One way is to say that the ratio of the line segment 𝐴𝐵 to the ratio of line segment 𝐴𝐶 will be equal to the ratio of the magnitude 𝐹 sub one to the magnitude 36 newtons. In other words, four divided by six will give us the same outcome as 𝐹 sub one divided by 36. And whilst we could simplify the fraction four-sixths, it doesn’t make a lot of sense to do this because we’re going to multiply both sides of this equation by 36. Then we spot that 36 and six have a common factor of six. So 𝐹 sub one will be equal to six times four over one, which is simply equal to 24. And so 𝐹 sub one is 24 newtons. It’s worth noting at this point that we could’ve used scale factor to calculate the value of 𝐹 sub one.

Since the two triangles are similar, we can deduce that one is an enlargement or a dilation of the other. And thus, the scale factor for enlargement would be 36, that’s one of the dimensions on our force triangle, divided by six, the corresponding dimension on triangle 𝐴𝐵𝐶. 36 divided by six is six. And so we can transform any measurement on our triangle 𝐴𝐵𝐶 onto the dimensions of our force triangle by multiplying by six. This means 𝐹 sub one would be equal to four times six, which is once again 24. 𝐹 sub one is 24 newtons and 𝐹 sub two is 36 newtons.

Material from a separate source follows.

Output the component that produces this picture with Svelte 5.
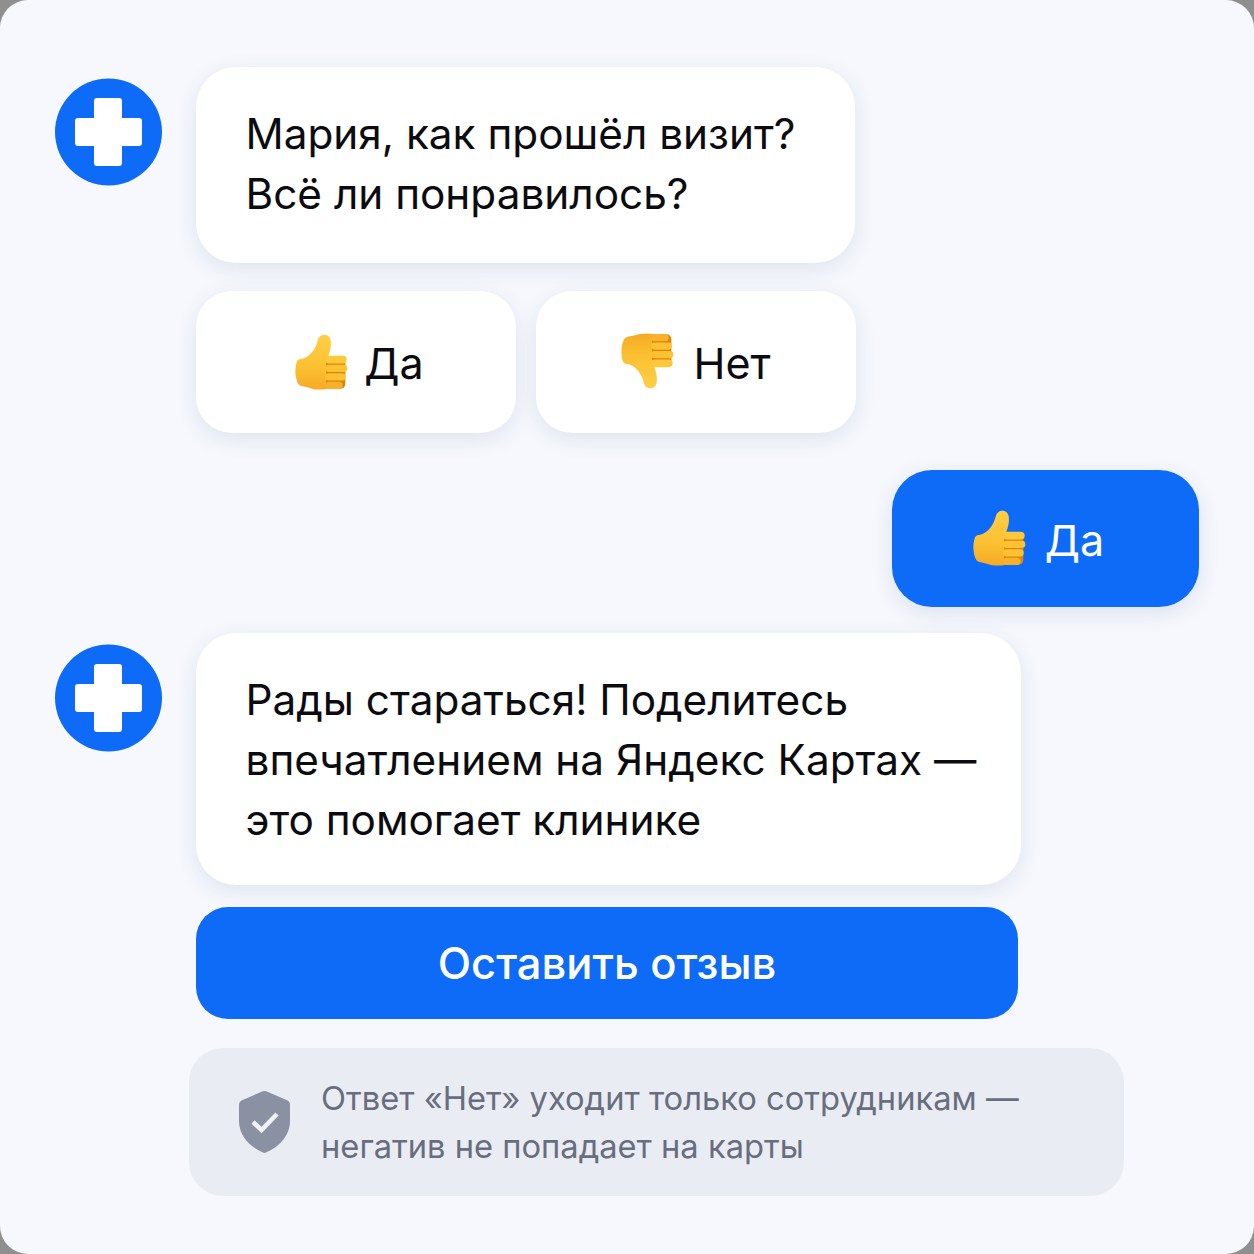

In our final example, we’ll look at how to use a similar technique to solve a problem involving tension.

A uniform rod of length 50 centimeters and weight 143 newtons is freely suspended at its ends from the ceiling by means of two perpendicular strings attached to the same point on the ceiling. Given that the length of one of the strings is 30 centimeters, determine the tension in each string.

We’re going to begin by drawing a free-body diagram of this scenario. Let’s define the ends of our rod to be 𝐴 and 𝐵. And so we have our rod suspended from two perpendicular strings, one of which measures 30 centimeters. Now, in fact, we can work out the measurement of the second piece of string. It’s 40 centimeters. And we can calculate that using the Pythagorean theorem or just recognizing that we have a multiple of a Pythagorean triple — three, four, five. Since the rod is uniform, we can say that the downwards force of its weight acts at a point exactly halfway along the rod. Now, since the rod exerts a downwards force on the pieces of string, there will be an opposite reaction force of tension. Let’s call that 𝑇 sub 𝐴 for the tensional force in the first bit of string and 𝑇 sub 𝐵 for the tensional force in the second.

We have our free-body diagram, but there’s still an awful lot going on here. So how do we simplify it further? Well, we know that when three coplanar forces acting at a point are in equilibrium, they can be represented in magnitude and direction by the adjacent sides of a triangle taken in order, since the systems in equilibrium will lay the force vectors end to end to make a triangle. 𝑇 sub 𝐴 and 𝑇 sub 𝐵 will be perpendicular to one another, since the pieces of string along which they run are also perpendicular to one another. But in fact, with a little bit of inspection, we can see that these are similar triangles. We’ll define the angle between the rod and the 30-centimeter piece of string to be 𝑥 degrees. This is equal to the angle between the 143-newton force and the tensional force at 𝐵.

This isn’t hugely intuitive, but we can convince ourselves that this is true by adding a line parallel to the 143-newton force on our first diagram and then using the fact that angles in a triangle sum to 180. Since the angles in our force triangle and the angles in the triangle represented by the lengths of each item are equal, we know these triangles are similar. And so we can use scale factor or ratios to find the magnitudes of 𝑇 sub 𝐴 and 𝑇 sub 𝐵. Let’s consider the ratio of 𝑇 sub 𝐴 to 143. This must be equal to the ratio of the 40-centimeter length to the 50-centimeter length. And we chose these pairs of sides in both our diagrams because we’re interested in the pairs of sides that are adjacent to the angle measuring 90 minus 𝑥 degrees.

Multiplying both sides of this equation by 143 and we find that 𝑇 sub 𝐴 is 40 over 50 or four-fifths times 143, which is 114.4. So the magnitude of 𝑇 sub 𝐴 is 114.4 newtons. In a similar way, the ratio of 𝑇 sub 𝐵 to 143 newtons will be equal to the ratio of the 30-centimeter length to the 50-centimeter length. To solve for 𝑇 sub 𝐵 once again, we multiply by 143, which gives us 85.8 or 85.8 newtons. The tensional forces in each string are 85.8 newtons and 114.4 newtons.

We’ll now recap the key points from this lesson. We’ve seen that when three coplanar forces acting at a point are in equilibrium, they can be represented in magnitude and direction by the adjacent sides of a triangle taken in order. Once we have this triangle of forces, we can solve problems by using similarity, the Pythagorean theorem, and even trigonometry.